Professional wrestling is not a part of my background, but I know a fair number of people who enjoy it. (By-and-large, they're gamers, and they like wrestling for the same reasons they enjoy role-playing games — action and soap opera, in equal measure.) As with a lot of things, I've absorbed portions of it via osmosis — time spent around friends who watch wrestling, jaunts on TV Tropes or Wikipedia, and the inevitable absorption of pop culture detritus that all minds accumulate. I probably should have done a bit more research beforehand, but this isn't a terrible game to enter cold.
World Wide Wrestling is an attempt to model professional wrestling in all its chaotic glory, both in and out of the ring. It is a *World game — Powered by the Apocalypse, as they say — putting it in the camp with Apocalypse World, Dungeon World, Monsterhearts, and the like. The mechanics should be familiar to those familiar with *World games, but I'll give a quick run-down: Your actions are governed by a list of broad "moves" that define what you can do. If there's any certainty or randomness involved, you roll 2d6 + some stat. You fail if you roll 6 or lower, get an incomplete success with a roll of 7-9, and completely succeed on a 10 or higher. In addition to your stats, you have bonds with your fellow PCs; these bonds form the core mechanic, as increasing your relationships to other PCs is the primary means of leveling up. It's a fast, light system designed to simulate narrative reality.
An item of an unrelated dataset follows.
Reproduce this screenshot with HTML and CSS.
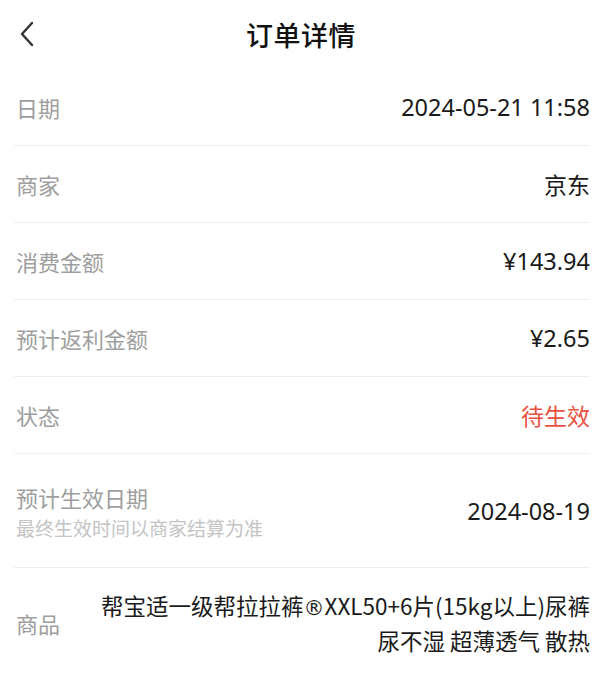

Of course, it's been hacked from the core system. You have four stats: Look (how well you perform), Power (governing feats of strength), Work (how skilled you are at the technical aspects of wrestling), and Real (how well you balance the role you're playing and how good you are at breaking kayfabe and making it work). You're still trying to improve those relationships (called "Heat," and working almost exactly like Hx from Apocalypse World), but improving your relationships is a direct result of working with a person (be it in a match, cutting promos, whatever).
The biggest change is the wound and advancement system. You can get injured — accidents do happen — but you're not going to die in the ring; injuries just take you out until you heal. Instead, the "health" and "experience" mechanics are folded into a single system, called "Audience," which measures how well-received you are by the public. Certain factors (like increasing your Heat with another wrestler) increase Audience; when you hit Audience 4, you gain an advance (which lets you take an additional move, increase a stat, or gain some advantageous relationship like a manager or tag-team). If you end an episode at Audience 0, though, you're fired (character "death," essentially). There are a couple of other methods to gain advances, but that's probably the most straightforward and common one.
The Gimmicks — "playbooks" in other *World games, and character classes in other games — are all wrestling tropes, and focus as much on the actual actor and the wrestling character the person portrays. (As an example, the playbook I'm using is "The Wasted" — a drug addict, you're pretty adept at flashy stunts in the ring, but you're also a walking threat to kayfabe when you're using. Which is frequent.)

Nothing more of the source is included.